__WRITTEN TASK__. Below are records that hold pictures; write out only the lines from their start through the line with "number; code: string;", exactly, and drop the pictures.

Records with interface code:
▼

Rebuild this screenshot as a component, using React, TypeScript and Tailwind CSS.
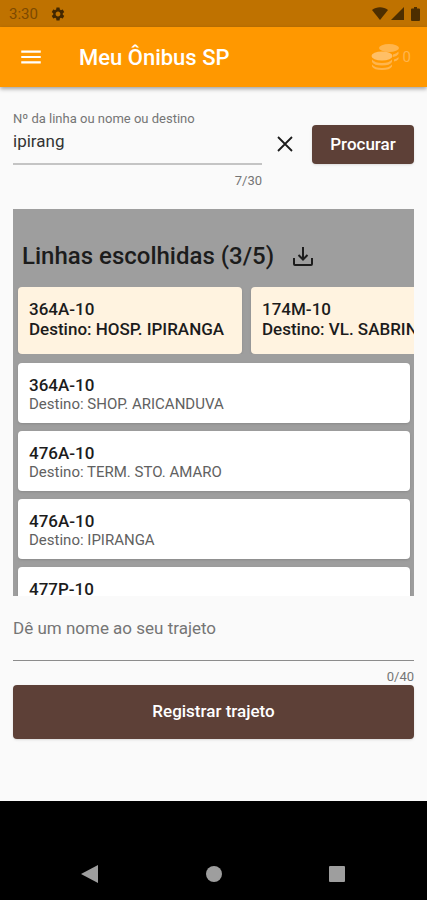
import { useState } from "react";
import { MdMenu, MdSettings } from "react-icons/md";

type Line = { id: number; code: string; destination: string };

const CHOSEN_LINES: Line[] = [
  { id: 1, code: "364A-10", destination: "HOSP. IPIRANGA" },
  { id: 2, code: "174M-10", destination: "VL. SABRINA" },
];

const FOUND_LINES: Line[] = [
  { id: 4, code: "364A-10", destination: "SHOP. ARICANDUVA" },
  { id: 5, code: "476A-10", destination: "TERM. STO. AMARO" },
  { id: 6, code: "476A-10", destination: "IPIRANGA" },
  { id: 7, code: "477P-10", destination: "RIO PEQUENO" },
];

function StatusBar() {
  return (
    <div className="flex h-[27px] shrink-0 items-center justify-between bg-[#bf7200] pr-[7px] pl-[9px]">
      <div className="flex items-center gap-3 text-[15px] leading-5 text-[#7d4a00]">
        <span>3:30</span>
        <MdSettings className="size-4 text-[#422700]" aria-hidden />
      </div>
      <div className="flex items-center gap-[3px] text-[#4d2e00]">
        <svg viewBox="0 0 16 13" className="h-[13px] w-4" fill="currentColor" aria-hidden>
          <path d="M8 13 0 3C4.500-.6 11.500-.6 16 3Z" />
        </svg>
        <svg viewBox="0 0 13 13" className="size-[13px]" fill="currentColor" aria-hidden>
          <path d="M13 0v13H0Z" />
        </svg>
        <svg viewBox="0 0 9 14" className="ml-1 h-[14px] w-[9px]" fill="currentColor" aria-hidden>
          <path d="M3 0h3v1.500h2q1 0 1 1V13q0 1-1 1H1q-1 0-1-1V2.500q0-1 1-1h2Z" />
        </svg>
      </div>
    </div>
  );
}

function CoinsIcon() {
  return (
    <svg viewBox="0 0 28 28" className="size-7" aria-hidden>
      <g fill="#ffb54d">
        <ellipse cx="18" cy="5" rx="10" ry="4" />
        <path d="M22 11.500q4-.8 5.500-3v2.500q-1.500 2.500-5.500 3ZM23 16.500q3-.8 4.500-2.500v2q-1.500 2-4.500 2.500Z" />
        <path d="M1 16.500q3 3.500 10 3.500t10-3.500v2.500q-2 3.500-10 3.500T1 19ZM1 21.500q3 3.500 10 3.500t10-3.500v2q-2 3.500-10 3.500T1 23.500Z" />
      </g>
      <ellipse cx="11" cy="13" rx="10.500" ry="4.500" fill="#ffbf66" />
    </svg>
  );
}

function AppBar() {
  return (
    <header className="z-10 flex h-[60px] shrink-0 items-center bg-[#ff9800] pr-4 pl-[18px] text-white shadow-[0_2px_4px_rgba(0,0,0,0.35)]">
      <button type="button" aria-label="Abrir menu">
        <MdMenu className="size-[26px]" aria-hidden />
      </button>
      <h1 className="ml-[35px] pt-0.5 text-[22px] leading-7 font-medium">Meu Ônibus SP</h1>
      <div className="ml-auto flex items-center gap-1 text-[15px] leading-5 text-[#ffb54d]">
        <CoinsIcon />
        <span>0</span>
      </div>
    </header>
  );
}

function CloseIcon() {
  return (
    <svg
      viewBox="0 0 24 24"
      className="size-6"
      fill="none"
      stroke="currentColor"
      strokeWidth="1.8"
      aria-hidden
    >
      <path d="m5 5 14 14M19 5 5 19" />
    </svg>
  );
}

function DownloadIcon() {
  return (
    <svg
      viewBox="0 0 22 21"
      className="h-[21px] w-[22px]"
      fill="none"
      stroke="currentColor"
      strokeWidth="2"
      aria-hidden
    >
      <path d="M11 1v12M6.500 9l4.500 4.500L15.500 9" />
      <path d="M2 12v6q0 1 1 1h16q1 0 1-1v-6" />
    </svg>
  );
}

function ChosenCard({ line }: { line: Line }) {
  return (
    <li className="h-[67px] min-w-56 shrink-0 rounded bg-[#fff3e0] px-[11px] pt-3 text-[17px] leading-5 font-medium whitespace-nowrap shadow-sm">
      <p>{line.code}</p>
      <p>Destino: {line.destination}</p>
    </li>
  );
}

function LineCard({ line }: { line: Line }) {
  return (
    <li className="h-[60px] shrink-0 rounded bg-white px-[11px] pt-3 shadow-sm">
      <p className="text-[17px] leading-5 font-medium">{line.code}</p>
      <p className="text-[15px] leading-[18px] text-[#616161]">Destino: {line.destination}</p>
    </li>
  );
}

export default function App() {
  const [query, setQuery] = useState("ipirang");
  const [routeName, setRouteName] = useState("");

  return (
    <div className="flex min-h-screen flex-col bg-[#fafafa] font-[Roboto,sans-serif] text-[#1c1c1c]">
      <StatusBar />
      <AppBar />

      <main className="flex flex-1 flex-col px-[13px]">
        <form className="flex items-start pt-6" onSubmit={(e) => e.preventDefault()}>
          <div className="min-w-0 flex-1">
            <label htmlFor="query" className="block text-[13px] leading-4 text-[#757575]">
              Nº da linha ou nome ou destino
            </label>
            <input
              id="query"
              value={query}
              maxLength={30}
              onChange={(e) => setQuery(e.target.value)}
              className="block h-[38px] w-full border-b-2 border-[#c4c4c4] pb-[9px] text-[17px] text-[#333] outline-none"
            />
            <p className="mt-2 text-right text-[13px] leading-4 text-[#757575]">{query.length}/30</p>
          </div>
          <button
            type="button"
            aria-label="Limpar"
            className="mt-[21px] mr-[15px] ml-[11px]"
            onClick={() => setQuery("")}
          >
            <CloseIcon />
          </button>
          <button
            type="submit"
            className="mt-[14px] h-[39px] w-[102px] rounded bg-[#5d4037] text-[17px] font-medium text-white shadow"
          >
            Procurar
          </button>
        </form>

        <section className="mt-5 flex h-[387px] flex-col overflow-hidden bg-[#9e9e9e]">
          <div className="flex h-[78px] shrink-0 items-center gap-[18px] pt-4 pl-[9px]">
            <h2 className="text-2xl leading-7 font-medium">Linhas escolhidas (3/5)</h2>
            <button type="button" aria-label="Salvar linhas">
              <DownloadIcon />
            </button>
          </div>
          <ul className="flex shrink-0 gap-[9px] overflow-hidden pl-[5px]">
            {CHOSEN_LINES.map((line) => (
              <ChosenCard key={line.id} line={line} />
            ))}
          </ul>
          <ul className="mt-[9px] flex flex-col gap-2 pr-1 pl-[5px]">
            {FOUND_LINES.map((line) => (
              <LineCard key={line.id} line={line} />
            ))}
          </ul>
        </section>

        <div className="flex flex-col">
          <input
            aria-label="Dê um nome ao seu trajeto"
            placeholder="Dê um nome ao seu trajeto"
            value={routeName}
            maxLength={40}
            onChange={(e) => setRouteName(e.target.value)}
            className="h-[65px] w-full border-b border-[#8c8c8c] text-[17px] outline-none placeholder:text-[#757575]"
          />
          <p className="mt-2 text-right text-[13px] leading-4 text-[#757575]">{routeName.length}/40</p>
          <button
            type="button"
            className="h-[54px] w-full rounded bg-[#5d4037] text-[17px] font-medium text-white shadow"
          >
            Registrar trajeto
          </button>
        </div>
      </main>

      <nav className="flex h-[99px] shrink-0 items-end justify-between bg-black px-[81px] pb-[17px] text-[#9e9e9e]">
        <button type="button" aria-label="Voltar">
          <svg viewBox="0 0 18 18" className="size-[18px]" fill="currentColor" aria-hidden>
            <path d="M17 0v18L0 9Z" />
          </svg>
        </button>
        <button type="button" aria-label="Início">
          <svg viewBox="0 0 18 18" className="size-[18px]" fill="currentColor" aria-hidden>
            <circle cx="9" cy="9" r="8" />
          </svg>
        </button>
        <button type="button" aria-label="Recentes">
          <svg viewBox="0 0 18 18" className="size-[18px]" fill="currentColor" aria-hidden>
            <rect x="1" y="1" width="16" height="16" rx="1" />
          </svg>
        </button>
      </nav>
    </div>
  );
}
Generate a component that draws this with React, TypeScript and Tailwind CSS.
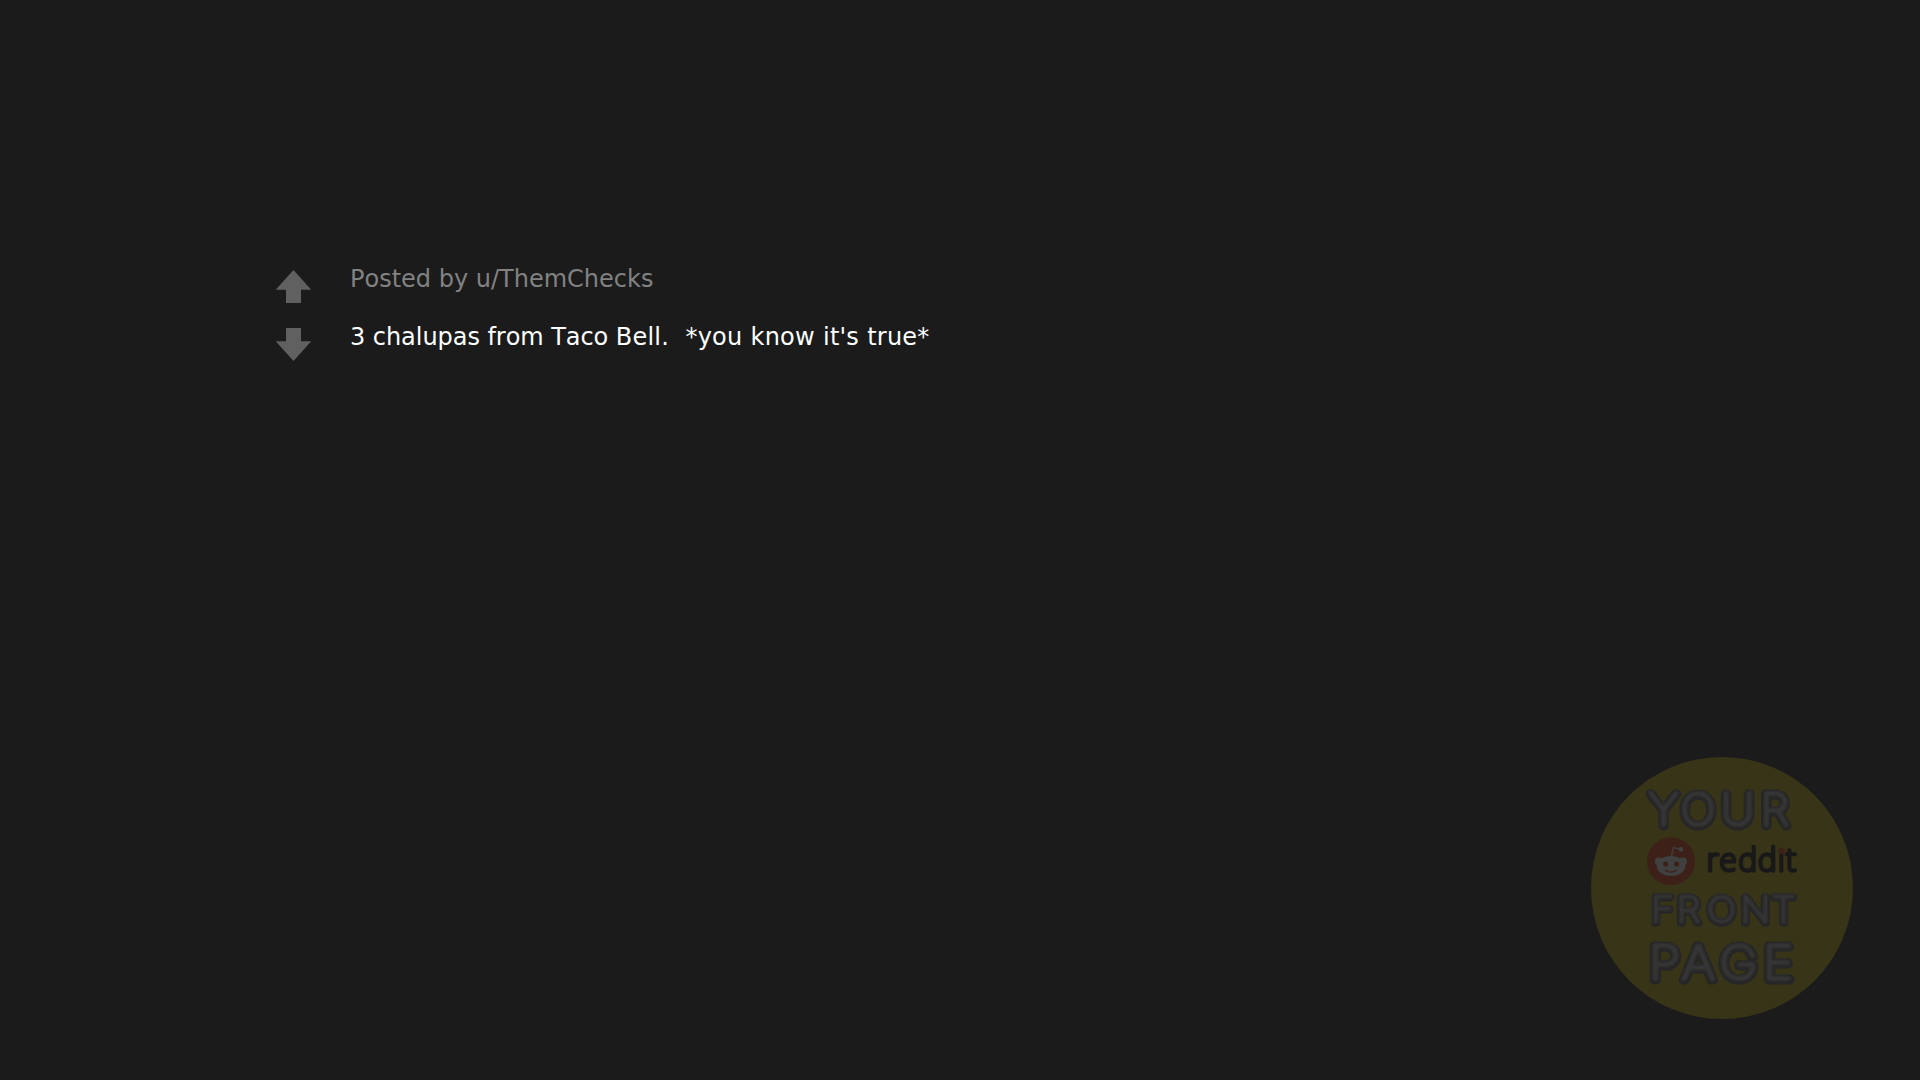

▲

__RESPONSE__.
Rebuild this screenshot as a component, using React, TypeScript and Tailwind CSS.
import { useState } from "react";
import { MdMenu, MdSettings } from "react-icons/md";

type Line = { id: number; code: string; destination: string };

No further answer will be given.